In this online exhibit we would like to honor Fred Beers by preserving his “Northwest Corner” newspaper columns in a format that is easily accessible and searchable. Historical researchers and genealogists for years to come will have the benefit of the history contained in over 1,300 Northwest Corner articles and knowing “what Fred had to say.”
The “Northwest Corner” columns contained in this tribute have been reprinted with the permission of Fred G. Beers and the “Perry Daily Journal,” Perry, Oklahoma. Special thanks to Cheryl DeJager for compiling these articles into a digital format.
Not all of the historical information and photographs contained in this exhibit are available at the Cherokee Strip Museum. Photographs may have been edited for presentation on the web site. Material presented is the opinion of the respective author and not that of the Cherokee Strip Museum, the web host, or any other entity.
Click on each year below to explore the Northwest Corner archives by year.

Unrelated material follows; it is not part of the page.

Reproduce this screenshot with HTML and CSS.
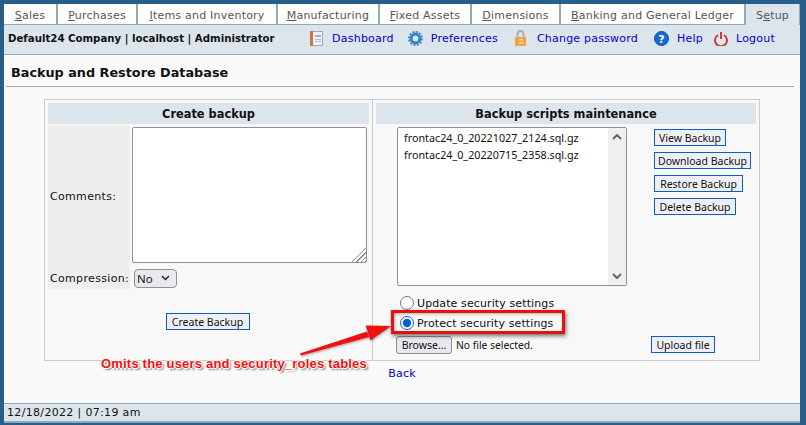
FILE: index.html
```html
<!DOCTYPE html>
<html lang="en">
<head>
<meta charset="utf-8">
<title>Backup and Restore Database</title>
<link rel="stylesheet" href="styles.css">
</head>
<body>
<div class="app">
  <nav class="tabs">
    <a class="tab"><u>S</u>ales</a>
    <a class="tab"><u>P</u>urchases</a>
    <a class="tab"><u>I</u>tems and Inventory</a>
    <a class="tab"><u>M</u>anufacturing</a>
    <a class="tab"><u>F</u>ixed Assets</a>
    <a class="tab"><u>D</u>imensions</a>
    <a class="tab"><u>B</u>anking and General Ledger</a>
    <a class="tab active">S<u>e</u>tup</a>
  </nav>
  <header class="topbar">
    <strong class="who">Default24 Company | localhost | Administrator</strong>
    <div class="menu">
      <a class="mi mi-dash">
        <svg width="13" height="15" viewBox="0 0 13 15"><rect x="0.5" y="0.5" width="12" height="14" fill="#eef1f6" stroke="#a5a5b2"/><rect x="0" y="0" width="3" height="15" fill="#d9703a"/><rect x="5" y="4" width="6" height="2" fill="#8fb0dc"/><rect x="5" y="8" width="6" height="1" fill="#a9c0e0"/><rect x="5" y="10" width="6" height="1" fill="#a9c0e0"/></svg>
        Dashboard</a>
      <a class="mi mi-pref">
        <svg width="15" height="15" viewBox="0 0 16 16"><circle cx="8" cy="8" r="4.6" fill="none" stroke="#2f7fc9" stroke-width="3"/><circle cx="8" cy="8" r="7" fill="none" stroke="#3a86cc" stroke-width="2" stroke-dasharray="2.2 1.47"/><circle cx="8" cy="8" r="2.2" fill="#dfeaf5"/></svg>
        Preferences</a>
      <a class="mi mi-lock">
        <svg width="13" height="16" viewBox="0 0 13 16"><path d="M3.5 7V4a3 3 0 0 1 6 0v3" fill="none" stroke="#b3aa9a" stroke-width="1.8"/><rect x="1" y="7" width="11" height="9" rx="1" fill="#f5a23a"/><rect x="5" y="9" width="4" height="1.5" fill="#ffe6bb"/><rect x="5" y="12" width="4" height="1.5" fill="#ffe6bb"/></svg>
        Change password</a>
      <a class="mi mi-help">
        <svg width="15" height="15" viewBox="0 0 15 15"><circle cx="7.5" cy="7.5" r="7" fill="#1769cf" stroke="#0f4fa8"/><text x="7.5" y="11.5" class="qmark" text-anchor="middle">?</text></svg>
        Help</a>
      <a class="mi mi-out">
        <svg width="14" height="15" viewBox="0 0 14 15"><path d="M4 4a6 6 0 1 0 6 0" fill="none" stroke="#cf3a3a" stroke-width="2"/><path d="M7 1v7" stroke="#cf3a3a" stroke-width="2"/></svg>
        Logout</a>
    </div>
  </header>
  <main class="content">
    <h1 class="title">Backup and Restore Database</h1>
    <div class="panel">
      <section class="col col-left">
        <h2 class="colhead">Create backup</h2>
        <div class="row-comments">
          <label class="lbl lbl-comments">Comments:</label>
          <textarea class="comments"></textarea>
        </div>
        <div class="row-compress">
          <label class="lbl">Compression:</label>
          <select class="compress"><option>No</option></select>
        </div>
        <div class="create-wrap"><button class="btn w-create">Create Backup</button></div>
      </section>
      <section class="col col-right">
        <h2 class="colhead">Backup scripts maintenance</h2>
        <div class="files">
          <div class="listbox">
            <div class="items">
              <div>frontac24_0_20221027_2124.sql.gz</div>
              <div>frontac24_0_20220715_2358.sql.gz</div>
            </div>
            <div class="scroll">
              <svg width="10" height="6" viewBox="0 0 10 6"><path d="M1 5l4-4 4 4" fill="none" stroke="#666" stroke-width="2"/></svg>
              <svg width="10" height="6" viewBox="0 0 10 6"><path d="M1 1l4 4 4-4" fill="none" stroke="#666" stroke-width="2"/></svg>
            </div>
          </div>
          <div class="actions">
            <button class="btn w-view">View Backup</button>
            <button class="btn w-down">Download Backup</button>
            <button class="btn w-rest">Restore Backup</button>
            <button class="btn w-del">Delete Backup</button>
          </div>
        </div>
        <div class="radios">
          <label class="radio"><input type="radio" name="sec">Update security settings</label>
          <label class="radio"><input type="radio" name="sec" checked>Protect security settings</label>
        </div>
        <div class="upload">
          <button class="browse">Browse...</button>
          <span class="nofile">No file selected.</span>
          <button class="btn upload-btn">Upload file</button>
        </div>
      </section>
    </div>
    <a class="back">Back</a>
  </main>
  <footer class="foot">12/18/2022 | 07:19 am</footer>
  <div class="redbox"></div>
  <svg class="arrow" width="100" height="40" viewBox="0 0 100 40"><path d="M2 33.5L69 11.5 71 17 3 35.5Z" fill="#f01010"/><path d="M93 6L72.3 20.6 67.7 5.4Z" fill="#f01010"/></svg>
  <div class="note">Omits the users and security_roles tables</div>
</div>
</body>
</html>
```
FILE: styles.css
```css
* { box-sizing: border-box; }
html, body { margin: 0; height: 100%; }
body {
  background: #285e8a;
  padding: 4px 6px 2px 4px;
  font-family: "DejaVu Sans", sans-serif;
  font-size: 11px;
  color: #111;
  overflow: hidden;
}
.app {
  position: relative;
  height: 419px;
  background: #fafafa;
  display: flex;
  flex-direction: column;
}
.tabs {
  display: grid;
  grid-template-columns: 52px 78px 138px 100px 90px 87px 183px 1fr;
  column-gap: 2px;
  height: 21px;
  background: #8fabba;
  padding-bottom: 1px;
}
.tab {
  padding-top: 3px;
  line-height: 17px;
  text-align: center;
  background: #fff;
  color: #555;
  white-space: nowrap;
  letter-spacing: 0.02em;
}
.tab.active {
  background: #dde5ec;
  margin-bottom: -1px;
  margin-right: 1px;
}
.topbar {
  height: 30px;
  background: #dde5ec;
  border-bottom: 1px solid #8fabba;
  display: flex;
  align-items: center;
  justify-content: space-between;
  padding: 0 25px 3px 4px;
}
.who { font-size: 10.2px; color: #111; white-space: nowrap; }
.menu { display: flex; align-items: center; }
.mi {
  display: flex;
  align-items: center;
  gap: 8px;
  color: #0000c8;
  white-space: nowrap;
  letter-spacing: 0.02em;
}
.mi-dash { gap: 9px; }
.mi-pref { margin-left: 14px; }
.mi-lock { margin-left: 16px; gap: 10px; }
.mi-help { margin-left: 16px; }
.mi-out { margin-left: 11px; }
.qmark { font: bold 11px "DejaVu Sans", sans-serif; fill: #fff; }
.content {
  flex: 1;
  display: flex;
  flex-direction: column;
  align-items: center;
}
.title {
  align-self: stretch;
  margin: 0 6px 0 2px;
  padding: 10px 0 5px 5px;
  font-size: 12.8px;
  line-height: 16px;
  font-weight: bold;
  border-bottom: 1px solid #8fabba;
  height: 32px;
}
.panel {
  width: 716px;
  height: 262px;
  margin-top: 12px;
  border: 1px solid #ccc;
  display: grid;
  grid-template-columns: 327px 1fr;
  background: #f8f8f9;
}
.col { padding: 3px 3px 0; }
.col-right { border-left: 1px solid #ccc; }
.colhead {
  margin: 0 0 1px;
  height: 21px;
  line-height: 22px;
  background: #dde5ec;
  text-align: center;
  font-size: 11.4px;
  font-weight: bold;
}
.row-comments { display: flex; height: 142px; }
.lbl {
  width: 82px;
  background: #eee;
  padding-left: 2px;
  display: flex;
  align-items: center;
  flex: none;
  white-space: nowrap;
  letter-spacing: 0.03em;
}
.comments {
  width: 235px;
  height: 136px;
  margin: 2px 0 0 2px;
  border: 1px solid #8f8f9d;
  border-radius: 2px;
  background: #fff;
}
.comments::-webkit-resizer {
  background:
    linear-gradient(135deg, #fff 50%, transparent 50%),
    repeating-linear-gradient(135deg, #fff 0 2px, #8a8a8a 2px 3px);
}
.row-compress { display: flex; align-items: center; height: 22px; }
.row-compress .lbl { height: 22px; }
.compress {
  appearance: none;
  width: 43px;
  height: 19px;
  margin-left: 4px;
  border: 1px solid #8f8f9d;
  border-radius: 4px;
  background: #e9e9ed url("data:image/svg+xml,%3Csvg xmlns='http://www.w3.org/2000/svg' width='9' height='6'%3E%3Cpath d='M1 1l3.5 3.5L8 1' fill='none' stroke='%23222' stroke-width='1.4'/%3E%3C/svg%3E") no-repeat right 6px center;
  font: 11.5px "Noto Sans", sans-serif;
  color: #111;
  padding: 0 0 0 2px;
}
.create-wrap { display: flex; justify-content: center; padding: 24px 2px 0 0; }
.btn {
  height: 17px;
  padding: 1px 0 0;
  border: 1px solid #0a5fc4;
  background: #eff0f5;
  font: 10.5px/15px "Noto Sans", sans-serif;
  color: #111;
  white-space: nowrap;
  text-align: center;
}
.w-create { width: 84px; }
.w-view { width: 72px; }
.w-down { width: 97px; }
.w-rest { width: 89px; }
.w-del { width: 82px; }
.files { display: flex; padding-left: 21px; }
.listbox {
  width: 230px;
  height: 159px;
  margin-top: 2px;
  border: 1px solid #8f8f9d;
  border-radius: 2px;
  background: #fff;
  display: flex;
}
.items {
  flex: 1;
  padding: 2px 6px;
  font: 10.75px/17px "Noto Sans", sans-serif;
  color: #111;
}
.scroll {
  width: 18px;
  background: #f0f0f0;
  display: flex;
  flex-direction: column;
  justify-content: space-between;
  align-items: center;
  padding: 6px 0;
}
.actions {
  display: flex;
  flex-direction: column;
  align-items: flex-start;
  gap: 6px;
  margin: 4px 0 0 27px;
}
.radios { padding-left: 24px; margin-top: 7px; }
.radio {
  display: flex;
  align-items: center;
  height: 20px;
  letter-spacing: 0.01em;
  white-space: nowrap;
}
.radio input {
  width: 14px;
  height: 14px;
  margin: 0 3px 0 0;
  accent-color: #0a5fd0;
}
.upload { display: flex; align-items: center; padding-left: 20px; margin-top: 2px; height: 19px; }
.browse {
  width: 56px;
  height: 18px;
  padding: 0;
  border: 1px solid #8f8f9d;
  border-radius: 3px;
  background: #e9e9ed;
  font: 10.5px "Noto Sans", sans-serif;
  color: #111;
}
.nofile { margin-left: 4px; font: 10.3px "Noto Sans", sans-serif; }
.upload-btn { width: 64px; margin-left: auto; margin-right: 41px; }
.back {
  margin-top: 6px;
  color: #0000c8;
  letter-spacing: 0.02em;
}
.foot {
  height: 20px;
  background: #dde5ec;
  border-top: 1px solid #8fabba;
  border-bottom: 2px solid #8fabba;
  padding-left: 3px;
  line-height: 17px;
  letter-spacing: 0.03em;
  font-size: 11px;
}
.redbox {
  position: absolute;
  left: 387px;
  top: 306px;
  width: 174px;
  height: 24px;
  border: 3px solid #e8100f;
  box-shadow: 1px 2px 4px rgba(0,0,0,.55), inset 1px 1px 3px rgba(0,0,0,.3);
}
.arrow {
  position: absolute;
  left: 294px;
  top: 316px;
  filter: drop-shadow(1px 1px 1px rgba(0,0,0,.35));
}
.note {
  position: absolute;
  left: 97px;
  top: 352px;
  font: bold 13px/15px "Liberation Sans", sans-serif;
  color: #f01010;
  white-space: nowrap;
  letter-spacing: 0.015em;
  text-shadow: -1px 0 #fff, 1px 0 #fff, 0 -1px #fff, 0 1px #fff, 2px 2px 2px rgba(0,0,0,.5);
}
```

Fred G. Beers was born in Perry on August 19, 1924, and grew up mostly in the family business, the City Drug Store, on the north side of the square. He began a career in journalism at The Perry Daily Journal after graduating from Perry high school in 1941 at the age of 16.
Two years later, during World War II, he entered the Army. After basic training in Infantry he was chosen for an engineering degree program at St. Bonaventure University in Olean, N.Y. When that program was discontinued by the Army, he was assigned to the 98th Infantry division which was staging at Fort Rucker, Alabama, in preparation for one of the island assaults in the Pacific Ocean Area.
After the division arrived in Hawaii for further training, he was selected as a staff member for the Army newspaper, The Stars & Stripes, on the Mid-Pacific edition of the paper, based in Honolulu, Hawaii. He was first a general assignment reporter, and then a copy editor until the paper ceased publication in 1946.
Discharged from the Army as a staff sergeant, he returned to The Journal as managing editor. He soon began writing a personal column, The Northwest Corner, which was interrupted in 1969 when he was employed in the advertising and publications fields at the Ditch Witch company, the Charles Machine Works, Inc.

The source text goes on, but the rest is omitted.